◆ PROBLEM DETAILS
Copy the listing below in full and skip every picture.

··· COLLECTED DATA

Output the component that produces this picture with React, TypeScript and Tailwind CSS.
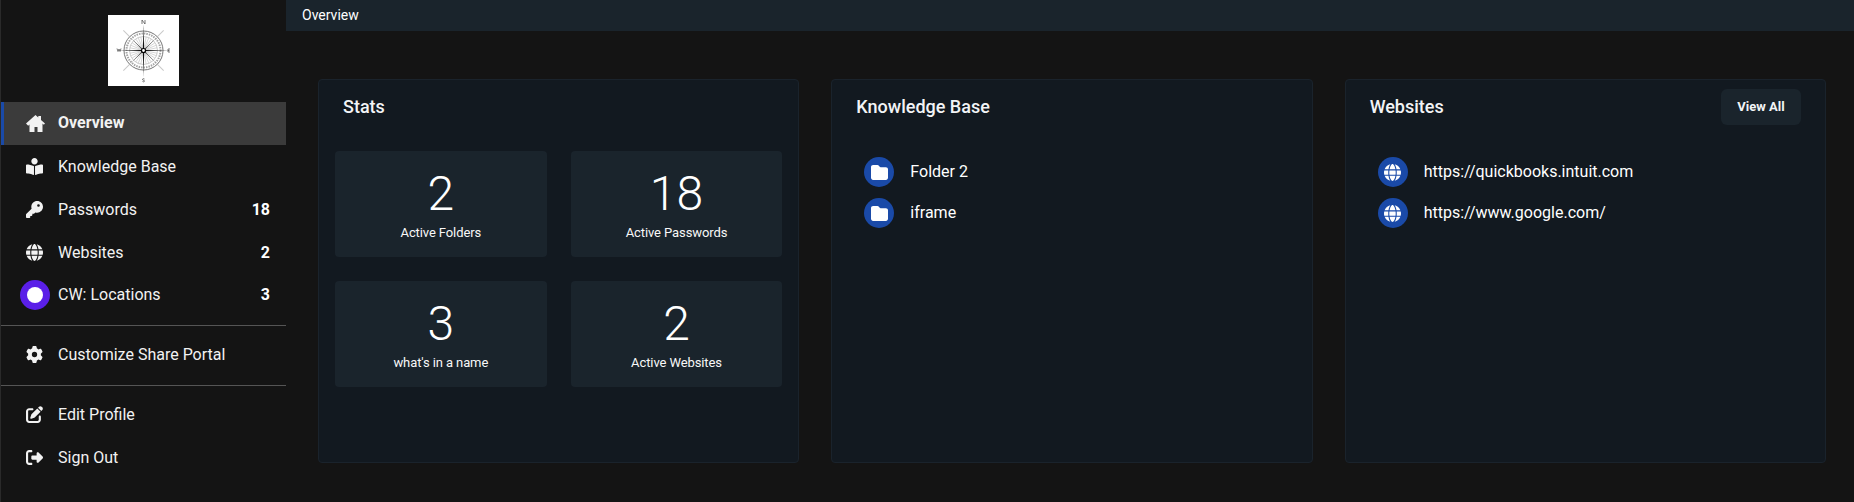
import type { ReactNode } from 'react'
import { FaBookReader } from 'react-icons/fa'
import { FaFolder, FaGear, FaGlobe, FaKey, FaPenToSquare, FaRightFromBracket } from 'react-icons/fa6'

function HomeIcon() {
  return (
    <svg viewBox="0 0 19 17" className="w-[19px] h-[17px] fill-current">
      <path d="M9.500 0l2.800 2.500V1h2.700v3.900l4 3.500-1.200 1.300-1.300-1.100V17h-5v-5h-3v5h-5V9.600l-1.300 1.100L0 8.400z" />
    </svg>
  )
}

function CompassLogo() {
  const spokes = [0, 45, 90, 135, 180, 225, 270, 315]
  const ticks = Array.from({ length: 32 }, (_, i) => i * 11.25)
  return (
    <svg viewBox="0 0 71 71" className="w-[71px] h-[71px]">
      <rect width="71" height="71" fill="#fff" />
      {spokes.filter((a) => a % 90 !== 0).map((a) => (
        <line key={a} x1="35.5" y1="35.5" x2="35.5" y2="7" stroke="#c8c8c8" strokeWidth="1" transform={`rotate(${a} 35.5 35.5)`} />
      ))}
      <circle cx="35.5" cy="35.5" r="19.5" fill="#fff" stroke="#777" strokeWidth="1" />
      <circle cx="35.5" cy="35.5" r="17" fill="none" stroke="#a5a5a5" strokeWidth="2" strokeDasharray="1.500 1" />
      <circle cx="35.500" cy="35.500" r="14" fill="none" stroke="#bbb" strokeWidth="0.8" />
      {ticks.map((a) => (
        <line key={a} x1="35.5" y1="35.5" x2="35.5" y2="22" stroke="#b5b5b5" strokeWidth="0.5" transform={`rotate(${a} 35.5 35.5)`} />
      ))}
      {spokes.map((a) => (
        <polygon
          key={a}
          points={a % 90 === 0 ? '35.5,35.5 34.9,33 35.5,9 36.1,33' : '35.5,35.5 35,33 35.5,17 36,33'}
          fill={a % 90 === 0 ? '#111' : '#444'}
          transform={`rotate(${a} 35.5 35.5)`}
        />
      ))}
      <circle cx="35.5" cy="35.5" r="2" fill="#fff" stroke="#000" strokeWidth="1.2" />
      <path d="M34 9V5l3 4V5M34.500 66.500c.6.5 2 .5 2-.5s-2-.5-2-1.500 1.400-1 2-.5M9 33.500l1 3 1-2.500 1 2.500 1-3M62 34h-2v3h2M60 35.500h1.500" fill="none" stroke="#444" strokeWidth="0.7" />
    </svg>
  )
}

function NavRow({ icon, label, count, active }: { icon: ReactNode; label: string; count?: number; active?: boolean }) {
  return (
    <div className={`h-[43px] flex items-center pr-[16px] border-l-[3px] ${active ? 'pb-[1px] bg-[#3b3b3b] border-[#1a4aa8] font-bold' : 'border-transparent'}`}>
      <span className="w-[54px] pl-[22px] shrink-0 flex items-center text-[17px] text-[#f2f2f2]">{icon}</span>
      <span className="flex-1 text-[16px] text-[#f2f2f2]">{label}</span>
      {count !== undefined && <span className="text-[16px] font-bold text-white">{count}</span>}
    </div>
  )
}

function Panel({ title, action, children }: { title: string; action?: ReactNode; children: ReactNode }) {
  return (
    <div className="h-[384px] bg-[#121920] border border-[#1a232c] rounded-[4px]">
      <div className="h-[54px] pl-[24px] pr-[24px] flex items-center justify-between">
        <h3 className="text-[18px] font-medium leading-[26px] text-[#f2f4f6]">{title}</h3>
        {action}
      </div>
      {children}
    </div>
  )
}

function Tile({ value, label }: { value: number; label: string }) {
  return (
    <div className="h-[106px] bg-[#1a242c] rounded-[4px] flex flex-col items-center">
      <div className="mt-[15px] text-[48px] leading-[56px] font-light text-white">{value}</div>
      <div className="mt-[2px] text-[13px] leading-[18px] tracking-[-0.1px] text-[#f8f8f8]">{label}</div>
    </div>
  )
}

function LinkRow({ icon, label }: { icon: ReactNode; label: string }) {
  return (
    <div className="h-[30px] flex items-center">
      <span className="w-[30px] h-[30px] rounded-full bg-[#1a4aa8] flex items-center justify-center text-white text-[17px]">{icon}</span>
      <span className="ml-[16px] text-[16px] text-white">{label}</span>
    </div>
  )
}

export default function App() {
  return (
    <div className="w-[1854px] h-[502px] overflow-hidden flex bg-[#141414] font-['Roboto',sans-serif]">
      <aside className="w-[286px] shrink-0 border-l border-[#2a2a2a]">
        <div className="h-[102px] pt-[15px] flex justify-center">
          <CompassLogo />
        </div>
        <NavRow active icon={<HomeIcon />} label="Overview" />
        <NavRow icon={<FaBookReader />} label="Knowledge Base" />
        <NavRow icon={<FaKey />} label="Passwords" count={18} />
        <NavRow icon={<FaGlobe />} label="Websites" count={2} />
        <div className="h-[43px] -mt-[1px] flex items-center pr-[16px] border-l-[3px] border-transparent">
          <span className="w-[54px] pl-[16px] shrink-0">
            <span className="w-[30px] h-[30px] rounded-full bg-[#5a1fe8] flex items-center justify-center">
              <span className="w-[16px] h-[16px] rounded-full bg-white" />
            </span>
          </span>
          <span className="flex-1 text-[16px] text-[#f2f2f2]">CW: Locations</span>
          <span className="text-[16px] font-bold text-white">3</span>
        </div>
        <div className="mt-[9px] border-t border-[#555]" />
        <div className="pt-[7px] pb-[9px]">
          <NavRow icon={<FaGear />} label="Customize Share Portal" />
        </div>
        <div className="border-t border-[#555]" />
        <div className="pt-[7px]">
          <NavRow icon={<FaPenToSquare />} label="Edit Profile" />
          <NavRow icon={<FaRightFromBracket />} label="Sign Out" />
        </div>
      </aside>
      <main className="flex-1 min-w-0">
        <div className="h-[31px] bg-[#1a242c] pl-[16px] flex items-center text-[14px] text-white">Overview</div>
        <div className="pt-[48px] pl-[32px] pr-[28px] grid grid-cols-3 gap-[32px]">
          <Panel title="Stats">
            <div className="px-[16px] pt-[17px] grid grid-cols-2 gap-x-[24px] gap-y-[24px]">
              <Tile value={2} label="Active Folders" />
              <Tile value={18} label="Active Passwords" />
              <Tile value={3} label="what's in a name" />
              <Tile value={2} label="Active Websites" />
            </div>
          </Panel>
          <Panel title="Knowledge Base">
            <div className="pl-[32px] pt-[23px] flex flex-col gap-[11px]">
              <LinkRow icon={<FaFolder />} label="Folder 2" />
              <LinkRow icon={<FaFolder />} label="iframe" />
            </div>
          </Panel>
          <Panel
            title="Websites"
            action={<button className="w-[80px] h-[36px] rounded-[6px] bg-[#1a242c] text-[13px] font-bold text-[#f2f4f6]">View All</button>}
          >
            <div className="pl-[32px] pt-[23px] flex flex-col gap-[11px]">
              <LinkRow icon={<FaGlobe />} label="https://quickbooks.intuit.com" />
              <LinkRow icon={<FaGlobe />} label="https://www.google.com/" />
            </div>
          </Panel>
        </div>
      </main>
    </div>
  )
}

······

◆ THE SOLUTION
Output the component that produces this picture with React, TypeScript and Tailwind CSS.
import type { ReactNode } from 'react'
import { FaBookReader } from 'react-icons/fa'
import { FaFolder, FaGear, FaGlobe, FaKey, FaPenToSquare, FaRightFromBracket } from 'react-icons/fa6'

function HomeIcon() {
  return (
    <svg viewBox="0 0 19 17" className="w-[19px] h-[17px] fill-current">
      <path d="M9.500 0l2.800 2.500V1h2.700v3.900l4 3.500-1.200 1.300-1.300-1.100V17h-5v-5h-3v5h-5V9.600l-1.300 1.100L0 8.400z" />
    </svg>
  )
}

function CompassLogo() {
  const spokes = [0, 45, 90, 135, 180, 225, 270, 315]
  const ticks = Array.from({ length: 32 }, (_, i) => i * 11.25)
  return (
    <svg viewBox="0 0 71 71" className="w-[71px] h-[71px]">
      <rect width="71" height="71" fill="#fff" />
      {spokes.filter((a) => a % 90 !== 0).map((a) => (
        <line key={a} x1="35.5" y1="35.5" x2="35.5" y2="7" stroke="#c8c8c8" strokeWidth="1" transform={`rotate(${a} 35.5 35.5)`} />
      ))}
      <circle cx="35.5" cy="35.5" r="19.5" fill="#fff" stroke="#777" strokeWidth="1" />
      <circle cx="35.5" cy="35.5" r="17" fill="none" stroke="#a5a5a5" strokeWidth="2" strokeDasharray="1.500 1" />
      <circle cx="35.500" cy="35.500" r="14" fill="none" stroke="#bbb" strokeWidth="0.8" />
      {ticks.map((a) => (
        <line key={a} x1="35.5" y1="35.5" x2="35.5" y2="22" stroke="#b5b5b5" strokeWidth="0.5" transform={`rotate(${a} 35.5 35.5)`} />
      ))}
      {spokes.map((a) => (
        <polygon
          key={a}
          points={a % 90 === 0 ? '35.5,35.5 34.9,33 35.5,9 36.1,33' : '35.5,35.5 35,33 35.5,17 36,33'}
          fill={a % 90 === 0 ? '#111' : '#444'}
          transform={`rotate(${a} 35.5 35.5)`}
        />
      ))}
      <circle cx="35.5" cy="35.5" r="2" fill="#fff" stroke="#000" strokeWidth="1.2" />
      <path d="M34 9V5l3 4V5M34.500 66.500c.6.5 2 .5 2-.5s-2-.5-2-1.500 1.400-1 2-.5M9 33.500l1 3 1-2.500 1 2.500 1-3M62 34h-2v3h2M60 35.500h1.500" fill="none" stroke="#444" strokeWidth="0.7" />
    </svg>
  )
}

function NavRow({ icon, label, count, active }: { icon: ReactNode; label: string; count?: number; active?: boolean }) {
  return (
    <div className={`h-[43px] flex items-center pr-[16px] border-l-[3px] ${active ? 'pb-[1px] bg-[#3b3b3b] border-[#1a4aa8] font-bold' : 'border-transparent'}`}>
      <span className="w-[54px] pl-[22px] shrink-0 flex items-center text-[17px] text-[#f2f2f2]">{icon}</span>
      <span className="flex-1 text-[16px] text-[#f2f2f2]">{label}</span>
      {count !== undefined && <span className="text-[16px] font-bold text-white">{count}</span>}
    </div>
  )
}

function Panel({ title, action, children }: { title: string; action?: ReactNode; children: ReactNode }) {
  return (
    <div className="h-[384px] bg-[#121920] border border-[#1a232c] rounded-[4px]">
      <div className="h-[54px] pl-[24px] pr-[24px] flex items-center justify-between">
        <h3 className="text-[18px] font-medium leading-[26px] text-[#f2f4f6]">{title}</h3>
        {action}
      </div>
      {children}
    </div>
  )
}

function Tile({ value, label }: { value: number; label: string }) {
  return (
    <div className="h-[106px] bg-[#1a242c] rounded-[4px] flex flex-col items-center">
      <div className="mt-[15px] text-[48px] leading-[56px] font-light text-white">{value}</div>
      <div className="mt-[2px] text-[13px] leading-[18px] tracking-[-0.1px] text-[#f8f8f8]">{label}</div>
    </div>
  )
}

function LinkRow({ icon, label }: { icon: ReactNode; label: string }) {
  return (
    <div className="h-[30px] flex items-center">
      <span className="w-[30px] h-[30px] rounded-full bg-[#1a4aa8] flex items-center justify-center text-white text-[17px]">{icon}</span>
      <span className="ml-[16px] text-[16px] text-white">{label}</span>
    </div>
  )
}

export default function App() {
  return (
    <div className="w-[1854px] h-[502px] overflow-hidden flex bg-[#141414] font-['Roboto',sans-serif]">
      <aside className="w-[286px] shrink-0 border-l border-[#2a2a2a]">
        <div className="h-[102px] pt-[15px] flex justify-center">
          <CompassLogo />
        </div>
        <NavRow active icon={<HomeIcon />} label="Overview" />
        <NavRow icon={<FaBookReader />} label="Knowledge Base" />
        <NavRow icon={<FaKey />} label="Passwords" count={18} />
        <NavRow icon={<FaGlobe />} label="Websites" count={2} />
        <div className="h-[43px] -mt-[1px] flex items-center pr-[16px] border-l-[3px] border-transparent">
          <span className="w-[54px] pl-[16px] shrink-0">
            <span className="w-[30px] h-[30px] rounded-full bg-[#5a1fe8] flex items-center justify-center">
              <span className="w-[16px] h-[16px] rounded-full bg-white" />
            </span>
          </span>
          <span className="flex-1 text-[16px] text-[#f2f2f2]">CW: Locations</span>
          <span className="text-[16px] font-bold text-white">3</span>
        </div>
        <div className="mt-[9px] border-t border-[#555]" />
        <div className="pt-[7px] pb-[9px]">
          <NavRow icon={<FaGear />} label="Customize Share Portal" />
        </div>
        <div className="border-t border-[#555]" />
        <div className="pt-[7px]">
          <NavRow icon={<FaPenToSquare />} label="Edit Profile" />
          <NavRow icon={<FaRightFromBracket />} label="Sign Out" />
        </div>
      </aside>
      <main className="flex-1 min-w-0">
        <div className="h-[31px] bg-[#1a242c] pl-[16px] flex items-center text-[14px] text-white">Overview</div>
        <div className="pt-[48px] pl-[32px] pr-[28px] grid grid-cols-3 gap-[32px]">
          <Panel title="Stats">
            <div className="px-[16px] pt-[17px] grid grid-cols-2 gap-x-[24px] gap-y-[24px]">
              <Tile value={2} label="Active Folders" />
              <Tile value={18} label="Active Passwords" />
              <Tile value={3} label="what's in a name" />
              <Tile value={2} label="Active Websites" />
            </div>
          </Panel>
          <Panel title="Knowledge Base">
            <div className="pl-[32px] pt-[23px] flex flex-col gap-[11px]">
              <LinkRow icon={<FaFolder />} label="Folder 2" />
              <LinkRow icon={<FaFolder />} label="iframe" />
            </div>
          </Panel>
          <Panel
            title="Websites"
            action={<button className="w-[80px] h-[36px] rounded-[6px] bg-[#1a242c] text-[13px] font-bold text-[#f2f4f6]">View All</button>}
          >
            <div className="pl-[32px] pt-[23px] flex flex-col gap-[11px]">
              <LinkRow icon={<FaGlobe />} label="https://quickbooks.intuit.com" />
              <LinkRow icon={<FaGlobe />} label="https://www.google.com/" />
            </div>
          </Panel>
        </div>
      </main>
    </div>
  )
}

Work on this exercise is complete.